Re: Wie ein Tagebuch: Wie ich (besser) flirten möchte

Beitrag von Himbeere »

Jocas hat geschrieben: 29 Mär 2020 18:37 Annähern oder abweisen?

Ich träumte von Swenja, seit ich in der 8. Klasse war. Miteinander gesprochen haben wir fast nie, weil ich mich davor fürchtete, mich wie gebannt zu fühlen, vor ihr hinwegzufließen, ich fühlte mich viel zu klein und hilflos.
So also da hast du es doch. Das Problem hat sich fortgesetzt bis zum heutigen Tag. Es hat sich rein gar nichts verändert, oder?
Das Leben ist kein Ponyschlecken.
Jocas

Re: Wie ein Tagebuch: Wie ich (besser) flirten möchte

Beitrag von Jocas »

Gut, dass ihr es lest, euch damit auseinandersetzt und mir direkt antwortet.

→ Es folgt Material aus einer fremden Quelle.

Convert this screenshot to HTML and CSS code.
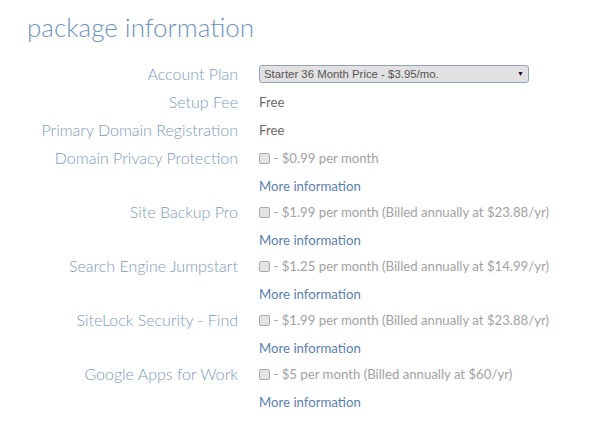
FILE: index.html
```html
<!DOCTYPE html>
<html>
<head>
    <meta charset="UTF-8">
    <title>package information</title>
    <link rel="stylesheet" href="styles.css">
</head>
<body>
<div class="box">
    <h2 class="title">package information</h2>
    <div class="form">
        <div class="row">
            <label class="label">Account Plan</label>
            <div class="value">
                <div class="select">
                    <span>Starter 36 Month Price - $3.95/mo.</span>
                    <span class="arrow">&#9660;</span>
                </div>
            </div>
        </div>
        <div class="row">
            <label class="label">Setup Fee</label>
            <div class="value free">Free</div>
        </div>
        <div class="row">
            <label class="label">Primary Domain Registration</label>
            <div class="value free">Free</div>
        </div>
        <div class="row">
            <label class="label">Domain Privacy Protection</label>
            <div class="value">
                <p class="price"><i class="check"></i> - $0.99 per month</p>
                <a class="more" href="#">More information</a>
            </div>
        </div>
        <div class="row">
            <label class="label">Site Backup Pro</label>
            <div class="value">
                <p class="price"><i class="check"></i> - $1.99 per month (Billed annually at $23.88/yr)</p>
                <a class="more" href="#">More information</a>
            </div>
        </div>
        <div class="row">
            <label class="label">Search Engine Jumpstart</label>
            <div class="value">
                <p class="price"><i class="check"></i> - $1.25 per month (Billed annually at $14.99/yr)</p>
                <a class="more" href="#">More information</a>
            </div>
        </div>
        <div class="row">
            <label class="label">SiteLock Security - Find</label>
            <div class="value">
                <p class="price"><i class="check"></i> - $1.99 per month (Billed annually at $23.88/yr)</p>
                <a class="more" href="#">More information</a>
            </div>
        </div>
        <div class="row">
            <label class="label">Google Apps for Work</label>
            <div class="value">
                <p class="price"><i class="check"></i> - $5 per month (Billed annually at $60/yr)</p>
                <a class="more" href="#">More information</a>
            </div>
        </div>
    </div>
</div>
</body>
</html>
```

FILE: styles.css
```css
* {
    padding: 0;
    margin: 0;
}

body {
    background: #fff;
    font-family: Lato, "Open Sans", sans-serif;
}

.box {
    width: 600px;
    padding-top: 8px;
}

.title {
    font-size: 26px;
    font-weight: 300;
    color: #6f93bb;
    padding-left: 27px;
    line-height: 38px;
}

.form {
    padding-top: 14px;
}

.row {
    display: flex;
    gap: 21px;
    align-items: flex-start;
}

.label {
    width: 238px;
    text-align: right;
    font-size: 16px;
    font-weight: 300;
    color: #7e9ab8;
    line-height: 28px;
}

.value {
    flex: 1;
    font-size: 13.2px;
    line-height: 28px;
}

.free {
    color: #6a6a6a;
}

.select {
    width: 260px;
    height: 16px;
    margin-top: 5px;
    margin-bottom: 5px;
    border: 1px solid #8fa5bd;
    border-radius: 3px;
    background: #e1e1e1;
    display: flex;
    justify-content: space-between;
    align-items: center;
    padding: 0 4px;
    font-family: "Liberation Sans", Arial, sans-serif;
    font-size: 11.4px;
    color: #555;
}

.arrow {
    font-size: 7px;
    color: #111;
}

.price {
    color: #a2a2a2;
    line-height: 28px;
}

.check {
    display: inline-block;
    width: 9px;
    height: 9px;
    border: 1px solid #aaa;
    border-radius: 2px;
    background: #e4e4e4;
    vertical-align: -1px;
}

.more {
    display: block;
    color: #5b80ad;
    text-decoration: none;
    padding-top: 3px;
    line-height: 23px;
}
```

Himbeere, doch ich bin seit 15 Jahren nicht mehr so gebannt von Frauen wie die Figur in der Geschichte, spreche seit 10 Jahren Frauen an, mache Komplimente und habe seit 5 Jahren erotische Kontakte. Freilich will ich eine Freundin und Liebe.

Ich wünsche mir Kommentare dazu, welche Stellen euch spannend oder langweilig vorkommen, welche ihr lustig, glaubwürdig oder zum Nachdenken anregend findet, welche Wortwahl oder Formulierungen ihr mir vorschlagt.